Miller Reese Hutchinson wurde dann wirklich Chef-Ingenieur bei Edison. Dort baute er Akkumulatoren für U-Boote und das erste elektrische Tachometer für Schiffe. Beide Erfinder sollen befreundet gewesen sein, und Edison soll Hutchinson „Hutch“ genannt haben. Aber dann packte Hutchinson seine Patente ein, verließ Edison und saß fortan in der 51. Etage des Woolworth Buildings in Manhattan, damals das höchste Haus der Welt. Dort erfand er einen Apparat, der bis zu 40 Blatt Papier auf einmal binden konnte, eine Nietpistole, einen Benzinzusatz, der den Ausstoß von Kohlenmonoxid verringert, und eine Auto-Hupe, die vielen Menschen das Leben gerettet haben soll.

In New York fuhren damals viele Autos. Aber alle hatten Glocken oder zarte Hupen, die mehr wie Musikinstrumente waren. Hutchinson hingegen erfand eine Hupe mit sehr unangenehmem Geräusch. (Ich habe es hier gefunden.) Er nannte sie Klaxon-Hupe (sozusagen Schrei-Hupe.) Der Bürgermeister von New York soll stolz darauf gewesen sein, dass er dank der Hupe das lauteste Auto der Stadt hatte. Und eine vergoldete Schrei-Hupe soll in die Limousine des britischen Königs eingebaut worden sein. Aber es gab dann billige Plagiate der Hupe und eine Reihe übler Prozesse. Hutchinson bestand darauf, dass nur seine Hupe so „rau, lärmend und teuflisch“ klingen dürfe. Die Anwälte der Gegenseite meinten hingegen, dass ein Geräusch niemals patentiert werden kann.

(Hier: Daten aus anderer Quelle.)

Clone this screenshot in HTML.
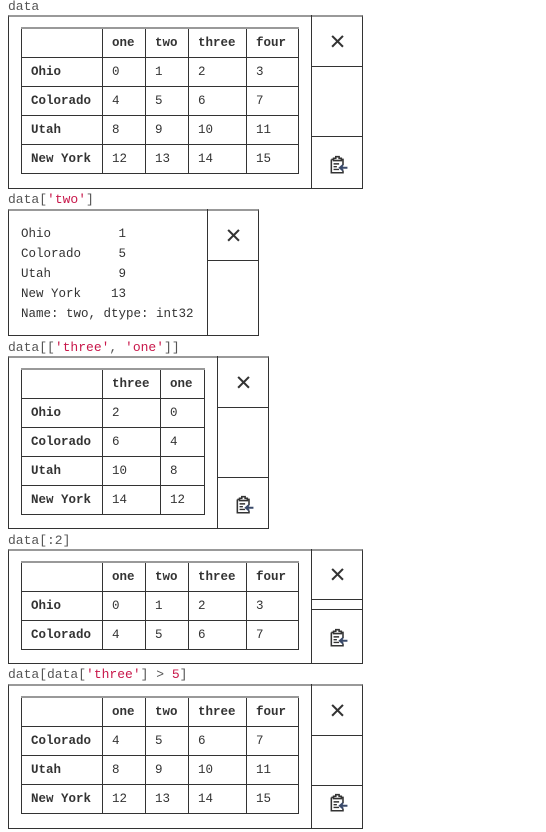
<!DOCTYPE html>
<html><head><style>
*{margin:0;padding:0;box-sizing:border-box}
body{width:546px;height:832px;background:#fff;position:relative;font-family:"Liberation Mono","DejaVu Sans Mono",monospace;font-size:12.5px;color:#333;overflow:hidden}
.lbl{position:absolute;left:8px;font-size:13px;color:#555;line-height:14px}
.s{color:#c8174a}
.box{position:absolute;border:1px solid #333;border-top:2px solid #999}
.side{position:absolute;top:-2px;bottom:-1px;border-left:1px solid #333}
.cell{position:absolute;left:0;right:0;border-bottom:1px solid #333}
.x{font-family:"DejaVu Sans",sans-serif;font-size:21px;font-weight:bold;color:#333;text-align:center}
table{position:absolute;border-collapse:collapse;table-layout:fixed}
td,th{border:1px solid #333;height:29px;padding:0 9px;text-align:left;font-weight:normal;font-size:12.5px;white-space:nowrap;overflow:visible}
tr:first-child td{border-top:2px solid #999}
tr td:first-child{font-weight:bold}
.pre{position:absolute;left:12px;line-height:20px;white-space:pre;font-size:12.5px}
svg{position:absolute}
</style></head><body>

<div class="lbl" style="top:0">data</div>
<div class="box" style="left:8px;top:15px;width:355px;height:174px">
 <table style="left:12px;top:10px;width:277px">
  <colgroup><col style="width:81px"><col style="width:43px"><col style="width:43px"><col style="width:58px"><col style="width:52px"></colgroup>
  <tr><td></td><td><b>one</b></td><td><b>two</b></td><td><b>three</b></td><td><b>four</b></td></tr>
  <tr><td>Ohio</td><td>0</td><td>1</td><td>2</td><td>3</td></tr>
  <tr><td>Colorado</td><td>4</td><td>5</td><td>6</td><td>7</td></tr>
  <tr><td>Utah</td><td>8</td><td>9</td><td>10</td><td>11</td></tr>
  <tr><td>New York</td><td>12</td><td>13</td><td>14</td><td>15</td></tr>
 </table>
 <div class="side" style="left:302px;width:52px">
  <div class="cell x" style="top:0;height:52px;line-height:54px">✕</div>
  <div class="cell" style="top:52px;height:70px"></div>
  <svg style="left:16px;top:140px" width="20" height="20" viewBox="0 0 18 18"><path d="M5 3h2V1.5h3V3h2v2H5z M3 4h2 M12 4h1.5v5 M3 4v12h10.5v-2" fill="none" stroke="#333" stroke-width="1.4"/><path d="M5 8h5M5 10.5h3M5 13h5" stroke="#333" stroke-width="1.3"/><path d="M17.5 11.5h-6.5M13.5 9l-2.8 2.5 2.8 2.5" fill="none" stroke="#3a4a6a" stroke-width="1.8"/></svg>
 </div>
</div>

<div class="lbl" style="top:193px">data[<span class="s">'two'</span>]</div>
<div class="box" style="left:8px;top:209px;width:251px;height:127px">
 <div class="pre" style="top:13px">Ohio         1
Colorado     5
Utah         9
New York    13
Name: two, dtype: int32</div>
 <div class="side" style="left:198px;width:52px">
  <div class="cell x" style="top:0;height:52px;line-height:54px">✕</div>
 </div>
</div>

<div class="lbl" style="top:341px">data[[<span class="s">'three'</span>, <span class="s">'one'</span>]]</div>
<div class="box" style="left:8px;top:356px;width:261px;height:173px">
 <table style="left:12px;top:10px;width:184px">
  <colgroup><col style="width:81px"><col style="width:58px"><col style="width:44px"></colgroup>
  <tr><td></td><td><b>three</b></td><td><b>one</b></td></tr>
  <tr><td>Ohio</td><td>2</td><td>0</td></tr>
  <tr><td>Colorado</td><td>6</td><td>4</td></tr>
  <tr><td>Utah</td><td>10</td><td>8</td></tr>
  <tr><td>New York</td><td>14</td><td>12</td></tr>
 </table>
 <div class="side" style="left:208px;width:52px">
  <div class="cell x" style="top:0;height:52px;line-height:54px">✕</div>
  <div class="cell" style="top:52px;height:70px"></div>
  <svg style="left:16px;top:139px" width="20" height="20" viewBox="0 0 18 18"><path d="M5 3h2V1.5h3V3h2v2H5z M3 4h2 M12 4h1.5v5 M3 4v12h10.5v-2" fill="none" stroke="#333" stroke-width="1.4"/><path d="M5 8h5M5 10.5h3M5 13h5" stroke="#333" stroke-width="1.3"/><path d="M17.5 11.5h-6.5M13.5 9l-2.8 2.5 2.8 2.5" fill="none" stroke="#3a4a6a" stroke-width="1.8"/></svg>
 </div>
</div>

<div class="lbl" style="top:534px">data[:2]</div>
<div class="box" style="left:8px;top:549px;width:355px;height:115px">
 <table style="left:12px;top:10px;width:277px">
  <colgroup><col style="width:81px"><col style="width:43px"><col style="width:43px"><col style="width:58px"><col style="width:52px"></colgroup>
  <tr><td></td><td><b>one</b></td><td><b>two</b></td><td><b>three</b></td><td><b>four</b></td></tr>
  <tr><td>Ohio</td><td>0</td><td>1</td><td>2</td><td>3</td></tr>
  <tr><td>Colorado</td><td>4</td><td>5</td><td>6</td><td>7</td></tr>
 </table>
 <div class="side" style="left:302px;width:52px">
  <div class="cell x" style="top:0;height:51px;line-height:53px">✕</div>
  <div class="cell" style="top:51px;height:10px"></div>
  <svg style="left:16px;top:79px" width="20" height="20" viewBox="0 0 18 18"><path d="M5 3h2V1.5h3V3h2v2H5z M3 4h2 M12 4h1.5v5 M3 4v12h10.5v-2" fill="none" stroke="#333" stroke-width="1.4"/><path d="M5 8h5M5 10.5h3M5 13h5" stroke="#333" stroke-width="1.3"/><path d="M17.5 11.5h-6.5M13.5 9l-2.8 2.5 2.8 2.5" fill="none" stroke="#3a4a6a" stroke-width="1.8"/></svg>
 </div>
</div>

<div class="lbl" style="top:668px">data[data[<span class="s">'three'</span>] &gt; <span class="s">5</span>]</div>
<div class="box" style="left:8px;top:684px;width:355px;height:145px">
 <table style="left:12px;top:10px;width:277px">
  <colgroup><col style="width:81px"><col style="width:43px"><col style="width:43px"><col style="width:58px"><col style="width:52px"></colgroup>
  <tr><td></td><td><b>one</b></td><td><b>two</b></td><td><b>three</b></td><td><b>four</b></td></tr>
  <tr><td>Colorado</td><td>4</td><td>5</td><td>6</td><td>7</td></tr>
  <tr><td>Utah</td><td>8</td><td>9</td><td>10</td><td>11</td></tr>
  <tr><td>New York</td><td>12</td><td>13</td><td>14</td><td>15</td></tr>
 </table>
 <div class="side" style="left:302px;width:52px">
  <div class="cell x" style="top:0;height:52px;line-height:54px">✕</div>
  <div class="cell" style="top:52px;height:50px"></div>
  <svg style="left:16px;top:109px" width="20" height="20" viewBox="0 0 18 18"><path d="M5 3h2V1.5h3V3h2v2H5z M3 4h2 M12 4h1.5v5 M3 4v12h10.5v-2" fill="none" stroke="#333" stroke-width="1.4"/><path d="M5 8h5M5 10.5h3M5 13h5" stroke="#333" stroke-width="1.3"/><path d="M17.5 11.5h-6.5M13.5 9l-2.8 2.5 2.8 2.5" fill="none" stroke="#3a4a6a" stroke-width="1.8"/></svg>
 </div>
</div>

</body></html>
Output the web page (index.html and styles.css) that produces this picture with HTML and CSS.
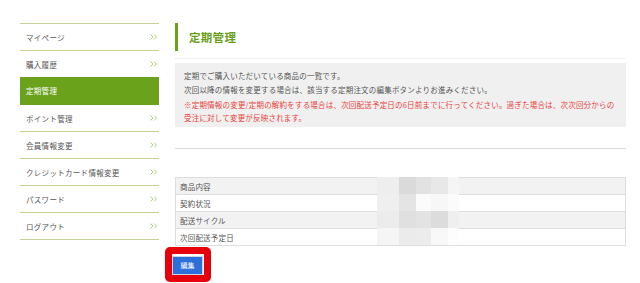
FILE: index.html
```html
<!DOCTYPE html>
<html lang="ja">
<head>
<meta charset="utf-8">
<title>定期管理</title>
<link rel="stylesheet" href="styles.css">
</head>
<body>
<div class="page">
  <nav class="side">
    <ul class="side-list">
      <li class="side-item"><span>マイページ</span><svg class="chev" viewBox="0 0 8 6" width="8" height="6"><path d="M0.5 0.5 L3 3 L0.5 5.5 M4 0.5 L6.5 3 L4 5.5" fill="none" stroke="#9cc35a" stroke-width="0.8"/></svg></li>
      <li class="side-item"><span>購入履歴</span><svg class="chev" viewBox="0 0 8 6" width="8" height="6"><path d="M0.5 0.5 L3 3 L0.5 5.5 M4 0.5 L6.5 3 L4 5.5" fill="none" stroke="#9cc35a" stroke-width="0.8"/></svg></li>
      <li class="side-item active"><span>定期管理</span></li>
      <li class="side-item"><span>ポイント管理</span><svg class="chev" viewBox="0 0 8 6" width="8" height="6"><path d="M0.5 0.5 L3 3 L0.5 5.5 M4 0.5 L6.5 3 L4 5.5" fill="none" stroke="#9cc35a" stroke-width="0.8"/></svg></li>
      <li class="side-item"><span>会員情報変更</span><svg class="chev" viewBox="0 0 8 6" width="8" height="6"><path d="M0.5 0.5 L3 3 L0.5 5.5 M4 0.5 L6.5 3 L4 5.5" fill="none" stroke="#9cc35a" stroke-width="0.8"/></svg></li>
      <li class="side-item"><span>クレジットカード情報変更</span><svg class="chev" viewBox="0 0 8 6" width="8" height="6"><path d="M0.5 0.5 L3 3 L0.5 5.5 M4 0.5 L6.5 3 L4 5.5" fill="none" stroke="#9cc35a" stroke-width="0.8"/></svg></li>
      <li class="side-item"><span>パスワード</span><svg class="chev" viewBox="0 0 8 6" width="8" height="6"><path d="M0.5 0.5 L3 3 L0.5 5.5 M4 0.5 L6.5 3 L4 5.5" fill="none" stroke="#9cc35a" stroke-width="0.8"/></svg></li>
      <li class="side-item"><span>ログアウト</span><svg class="chev" viewBox="0 0 8 6" width="8" height="6"><path d="M0.5 0.5 L3 3 L0.5 5.5 M4 0.5 L6.5 3 L4 5.5" fill="none" stroke="#9cc35a" stroke-width="0.8"/></svg></li>
    </ul>
  </nav>
  <main class="main">
    <div class="head-wrap">
      <h2 class="title">定期管理</h2>
    </div>
    <div class="notice">
      <p>定期でご購入いただいている商品の一覧です。</p>
      <p>次回以降の情報を変更する場合は、該当する定期注文の編集ボタンよりお進みください。</p>
      <p class="warn">※定期情報の変更/定期の解約をする場合は、次回配送予定日の6日前までに行ってください。過ぎた場合は、次次回分からの受注に対して変更が反映されます。</p>
    </div>
    <hr class="sep">
    <div class="table-wrap">
      <table class="info">
        <tr><td class="label">商品内容</td><td></td></tr>
        <tr><td class="label">契約状況</td><td></td></tr>
        <tr><td class="label">配送サイクル</td><td></td></tr>
        <tr><td class="label">次回配送予定日</td><td></td></tr>
      </table>
      <div class="mosaic">
        <i class="m1"></i><i class="m2"></i><i class="m3"></i><i class="m4"></i><i class="m5"></i>
        <i class="m6"></i><i class="m7"></i><i class="m8"></i><i class="m9"></i><i class="m10"></i>
        <i class="m11"></i><i class="m12"></i><i class="m13"></i><i class="m14"></i><i class="m15"></i>
        <i class="m16"></i><i class="m17"></i><i class="m18"></i><i class="m19"></i><i class="m20"></i>
      </div>
    </div>
    <div class="edit-row">
      <span class="edit-frame"><button class="edit-btn" type="button">編集</button></span>
    </div>
  </main>
</div>
</body>
</html>
```

FILE: styles.css
```css
* { box-sizing: border-box; }
html, body { margin: 0; padding: 0; background: #fff; }
body {
  font-family: "Noto Sans CJK JP", "Noto Sans", sans-serif;
  color: #555;
  font-size: 7.5px;
  overflow: hidden;
}
.page {
  display: flex;
  align-items: flex-start;
  width: 640px;
  height: 283px;
}
.side {
  width: 139px;
  margin: 23px 0 0 20px;
  flex: none;
}
.side-list {
  list-style: none;
  margin: 0;
  padding: 0;
  border-top: 1px solid #c4d29a;
}
.side-item {
  height: 27px;
  border-bottom: 1px solid #c4d29a;
  display: flex;
  align-items: center;
  justify-content: space-between;
  padding: 0 1px 0 6px;
  color: #555;
  font-size: 7.5px;
  letter-spacing: 0.3px;
}
.side-item.active {
  background: #6aa21b;
  border-bottom-color: #6aa21b;
  color: #fff;
  margin-top: -1px;
  height: 28px;
}
.chev { display: block; }
.main {
  flex: 1;
  padding: 23px 14px 0 16px;
}
.head-wrap {
  padding-bottom: 7px;
  border-bottom: 1px solid #f3f3f3;
}
.title {
  margin: 0;
  height: 28px;
  border-left: 3px solid #6aa21b;
  padding-left: 11px;
  display: flex;
  align-items: center;
  font-size: 11.5px;
  font-weight: bold;
  color: #6a9f1e;
  letter-spacing: 0.3px;
}
.notice {
  margin-top: 4px;
  background: #f0f0f0;
  padding: 6px 9px 3px 9px;
  height: 64px;
}
.notice p {
  margin: 0;
  line-height: 14px;
  letter-spacing: 0.2px;
}
.notice .warn {
  color: #e8413c;
  line-height: 13px;
  margin-top: 1px;
}
.sep {
  margin: 21px 0 0 0;
  border: 0;
  border-top: 1px solid #dcdcdc;
  height: 0;
}
.table-wrap {
  position: relative;
  margin-top: 28px;
}
.info {
  width: 100%;
  border-collapse: collapse;
}
.info td {
  height: 17px;
  padding: 0 4px;
  border-top: 1px solid #dedede;
  border-bottom: 1px solid #dedede;
  font-size: 7.5px;
  color: #555;
  letter-spacing: 0.2px;
}
.info td:first-child { border-left: 1px solid #dedede; }
.info td:last-child { border-right: 1px solid #dedede; }
.info .label { width: 202px; }
.info tr:nth-child(odd) td { background: #f2f2f2; }
.info tr:nth-child(even) td { background: #fff; }
.mosaic {
  position: absolute;
  left: 202px;
  top: 0;
  width: 82px;
  height: 68px;
  display: grid;
  grid-template-columns: 22px 17px 15px 17px 11px;
  grid-template-rows: 17px 17px 17px 17px;
}
.mosaic i { display: block; }
.m1 { background: #eeeeee; } .m2 { background: #dadada; } .m3 { background: #e2e2e2; } .m4 { background: #e8e8e8; } .m5 { background: #f5f5f5; }
.m6 { background: #efefef; } .m7 { background: #e4e4e4; } .m8 { background: #fbfbfb; } .m9 { background: #f7f7f7; } .m10 { background: #fbfbfb; }
.m11 { background: #ececec; } .m12 { background: #e0e0e0; } .m13 { background: #e3e3e3; } .m14 { background: #dcdcdc; } .m15 { background: #efefef; }
.m16 { background: #f5f5f5; } .m17 { background: #ebebeb; } .m18 { background: #ececec; } .m19 { background: #f8f8f8; } .m20 { background: #fdfdfd; }
.edit-row {
  padding-top: 11px;
  margin-left: -2px;
}
.edit-frame {
  position: relative;
  display: inline-block;
}
.edit-frame::before {
  content: "";
  position: absolute;
  top: -10px;
  left: -8px;
  right: -9px;
  bottom: -8px;
  border: 7px solid #e5000c;
  border-radius: 5px;
}
.edit-btn {
  display: block;
  width: 29px;
  height: 17px;
  padding: 0;
  border: 0;
  background: #2c6fd8;
  box-shadow: 0 0 0 1px #cfd6e2;
  color: #fff;
  font-family: "Noto Sans CJK JP", sans-serif;
  font-size: 7px;
  line-height: 17px;
  text-align: center;
}
```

Die Hupe wurde später die Standard-Hupe in Autos von General Motors. Und irgendjemand soll gesagt haben, dass Miller Reese Hutchinson seine Schrei-Hupe nur erfunden hat, damit er den Leuten später noch mehr Hörapparate verkaufen kann. Manchmal heißt es, dass das der Schriftsteller Markt Twain gesagt haben soll, weil der auch mit Hutchinson befreundet war. Aber belegt ist das nicht.